Seltzer bottle dropped into the T bag sleeve. There’s room for a larger inner “sleeve”, but for my purposes, this works just fine.

Water bottle in place, and now super easy to lift in and out. No drag at all — it’s a brilliant, low-impact fix, in fact!

Notice the fuzz on the pocket in that final picture?  Fuzz that isn’t present in the first image?

I had “help”.

Gear Water Bottle Sagas

Two Fish on a Brompton

OK, it’s really “TwoFish”, but it reads better that way, don’t you think?

Brompton is (theoretically) coming out with a water bottle (due at the end of last month) which will attach to the bike with a neat little magnetic clip.  The clip should have no effect on folding the Brompton, and won’t increase its folded size, either.

In the meantime, I’m making do with a TwoFish cage.

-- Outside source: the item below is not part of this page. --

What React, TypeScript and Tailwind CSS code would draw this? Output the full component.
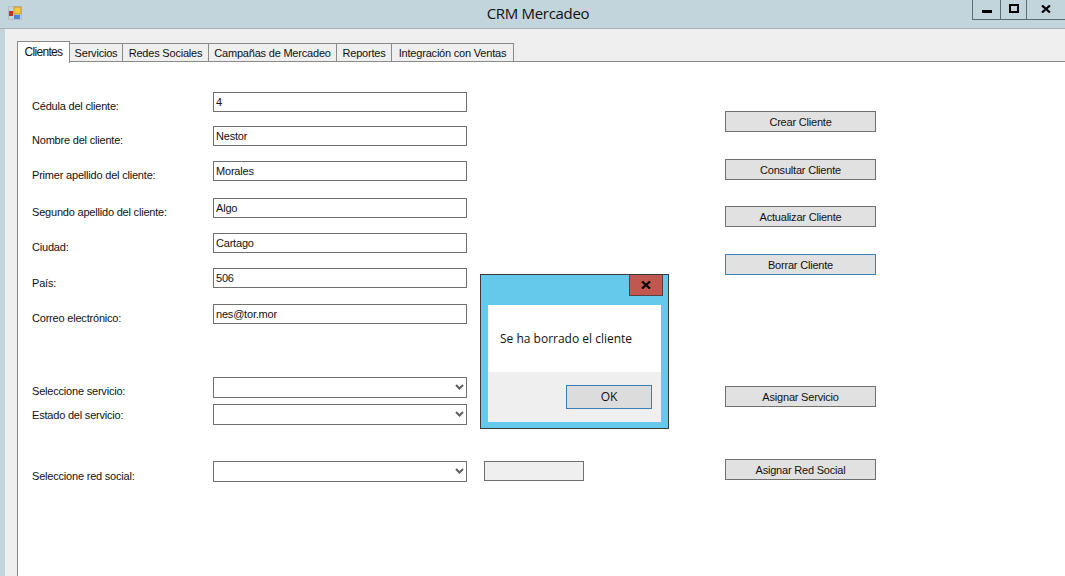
import React from "react";

const sans = "font-['Liberation_Sans',Arial,sans-serif]";

const fields = [
  { label: "Cédula del cliente:", value: "4", h: "mt-[30px]", lp: "pt-[7px]" },
  { label: "Nombre del cliente:", value: "Nestor", h: "mt-[14px]", lp: "pt-[7px]" },
  { label: "Primer apellido del cliente:", value: "Morales", h: "mt-[15px]", lp: "pt-[7px]" },
  { label: "Segundo apellido del cliente:", value: "Algo", h: "mt-[17px]", lp: "pt-[7px]" },
  { label: "Ciudad:", value: "Cartago", h: "mt-[15px]", lp: "pt-[7px]" },
  { label: "País:", value: "506", h: "mt-[15px]", lp: "pt-[8px]" },
  { label: "Correo electrónico:", value: "nes@tor.mor", h: "mt-[16px]", lp: "pt-[7px]" },
];

function Chevron() {
  return (
    <svg width="9" height="7" viewBox="0 0 9 7" className="absolute right-[2px] top-[6px]">
      <path d="M1 1 L4.5 4.5 L8 1" fill="none" stroke="#606060" strokeWidth="2" />
    </svg>
  );
}

function Combo({ label, className, lp }: { label: string; className: string; lp: string }) {
  return (
    <div className={`flex h-[21px] ${className}`}>
      <div className={`h-[21px] w-[181px] shrink-0 ${lp} leading-[14px] text-[#111]`}>{label}</div>
      <div className="relative h-[21px] w-[254px] border border-[#707070] bg-white">
        <Chevron />
      </div>
    </div>
  );
}

function Btn({ label, className, focus }: { label: string; className: string; focus?: boolean }) {
  return (
    <div
      className={`flex h-[21px] w-[151px] items-center justify-center border leading-[14px] text-[#111] bg-[#e1e1e1] ${
        focus ? "border-[#3c7fb1]" : "border-[#707070]"
      } ${className}`}
    >
      {label}
    </div>
  );
}

export default function App() {
  return (
    <div className={`relative h-[576px] w-[1065px] overflow-hidden bg-[#c3d5dc] ${sans}`}>
      {/* Title bar */}
      <div className="relative flex h-[29px] items-center justify-center border-b border-[#a9b0b6] pb-[2px] pl-[11px]">
        <svg width="15" height="15" viewBox="0 0 15 15" className="absolute left-[8px] top-[6px]">
          <rect x="0.5" y="0.5" width="13" height="13" fill="none" stroke="#b4bfc4" />
          <rect x="1" y="5" width="4" height="5" fill="#c8321e" />
          <rect x="6" y="1" width="7" height="7" fill="#f5c842" stroke="#b88a20" strokeWidth="0.7" />
          <rect x="6" y="9" width="6" height="4" fill="#4a86d8" />
        </svg>
        <span className="font-['Open_Sans',sans-serif] text-[15px] leading-[20px] tracking-[-0.3px] text-[#111]">
          CRM Mercadeo
        </span>
        <div className="absolute right-0 top-0 flex h-[20px] border-b border-l border-[#5f6a70]">
          <div className="flex w-[28px] items-end justify-center border-r border-[#5f6a70] pb-[6px]">
            <div className="h-[3px] w-[10px] bg-black" />
          </div>
          <div className="flex w-[26px] items-center justify-center border-r border-[#5f6a70] pb-[2px]">
            <div className="h-[9px] w-[10px] border-2 border-black" />
          </div>
          <div className="flex w-[38px] items-center justify-center pb-[2px]">
            <svg width="10" height="8" viewBox="0 0 10 8">
              <path d="M1 0.5 L9 7.5 M9 0.5 L1 7.5" stroke="#000" strokeWidth="2.2" />
            </svg>
          </div>
        </div>
      </div>

      {/* Client area */}
      <div className="ml-[5px] flex h-[547px] flex-col bg-[#efefef] pl-[12px] pt-[12px] text-[11px] tracking-[-0.2px]">
        {/* Tabs */}
        <div className="relative z-10 flex h-[20px] items-start leading-[14px] text-[#111]">
          <div className="flex h-[22px] w-[53px] shrink-0 items-start justify-center border border-b-0 border-[#8a8a8a] bg-white pt-[3px] text-[12px] tracking-[-0.7px]">
            Clientes
          </div>
          {[
            ["Servicios", "w-[53px]"],
            ["Redes Sociales", "w-[86px]"],
            ["Campañas de Mercadeo", "w-[128px]"],
            ["Reportes", "w-[55px]"],
            ["Integración con Ventas", "w-[122px]"],
          ].map(([t, w]) => (
            <div
              key={t}
              className={`mt-[2px] flex h-[18px] ${w} shrink-0 items-center justify-center whitespace-nowrap border border-b-0 border-l-0 border-[#8a8a8a] bg-[#efefef]`}
            >
              {t}
            </div>
          ))}
        </div>

        {/* Page */}
        <div className="flex flex-1 border-l border-t border-[#8a8a8a] bg-white pl-[14px]">
          {/* Form column */}
          <div className="w-[435px] shrink-0">
            {fields.map((f) => (
              <div key={f.label} className={`flex h-[20px] ${f.h}`}>
                <div className={`h-[20px] w-[181px] shrink-0 ${f.lp} leading-[14px] text-[#111]`}>{f.label}</div>
                <div className="flex h-[20px] w-[254px] items-center border border-[#707070] bg-white pl-[2px] leading-[14px] text-[#111]">
                  {f.value}
                </div>
              </div>
            ))}
            <Combo label="Seleccione servicio:" className="mt-[53px]" lp="pt-[7px]" />
            <Combo label="Estado del servicio:" className="mt-[6px]" lp="pt-[4px]" />
            <Combo label="Seleccione red social:" className="mt-[36px]" lp="pt-[8px]" />
          </div>

          {/* Middle column */}
          <div className="ml-[17px] w-[100px] shrink-0">
            <div className="mt-[399px] h-[20px] w-[100px] border border-[#707070] bg-[#efefef]" />
          </div>

          {/* Buttons column */}
          <div className="ml-[141px] flex flex-col">
            <Btn label="Crear Cliente" className="mt-[49px]" />
            <Btn label="Consultar Cliente" className="mt-[27px]" />
            <Btn label="Actualizar Cliente" className="mt-[26px]" />
            <Btn label="Borrar Cliente" className="mt-[27px]" focus />
            <Btn label="Asignar Servicio" className="mt-[111px]" />
            <Btn label="Asignar Red Social" className="mt-[52px]" />
          </div>
        </div>
      </div>

      {/* Message box */}
      <div className="absolute left-[480px] top-[274px] h-[155px] w-[189px] border border-[#3a3a3a] bg-[#65c9eb] font-['Open_Sans',sans-serif]">
        <div className="absolute right-[5px] top-0 flex h-[21px] w-[34px] items-center justify-center border border-t-0 border-[#5a4040] bg-[#c0584f]">
          <svg width="10" height="8" viewBox="0 0 10 8">
            <path d="M1 0.5 L9 7.5 M9 0.5 L1 7.5" stroke="#000" strokeWidth="2.2" />
          </svg>
        </div>
        <div className="absolute left-[7px] top-[30px] flex h-[117px] w-[173px] flex-col">
          <div className="flex h-[67px] items-center bg-white pl-[12px] text-[12px] leading-[16px] text-[#111]">
            Se ha borrado el cliente
          </div>
          <div className="flex flex-1 justify-end bg-[#efefef] pr-[9px] pt-[13px]">
            <div className="flex h-[24px] w-[86px] items-center justify-center border border-[#3c7fb1] bg-[#dcdcdc] text-[12px] text-[#111]">
              OK
            </div>
          </div>
        </div>
      </div>
    </div>
  );
}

The TwoFish  is a clever, and effective, water bottle cage.  There’s a soft rubbery block that sits on the bike tubing.  No drilling, and no permanent mounting required, but the wide hook-and-loop strap still manages ti keeps the mounting block firmly in place.  If the strap is wrapped tightly enough, the cage doesn’t slip. Here it is, without the water bottle, on Basil’s handlebar stem:

Here’s an upright view of the empty cage.  The strap is quite long, so I’ve tucked the end back; that’s the lump popping up.  The cage is angled to keep it out of the way when folding the bicycle. Coincidentally, it’s also easier to grab the bottle when the cage is in this position.

I don’t use the TwoFish bottle, though I like it.  It’s quite fat — too fat for me to hold comfortably on a bike — and I find it difficult to wrestle it out of the cage.  Instead, I use a Nalgene bottle; works a treat, and has a covered, and  easily-opened, top as a bonus.

Here’s the problem:

Basil folds just fine, but the cage adds considerably to his width.  Not, ultimately, a good idea.  A bit of a pain, actually.  My money is on Brompton’s upcoming water bottle.  (Literally.) In the meantime, though, this is a workable, if not exactly desirable, solution.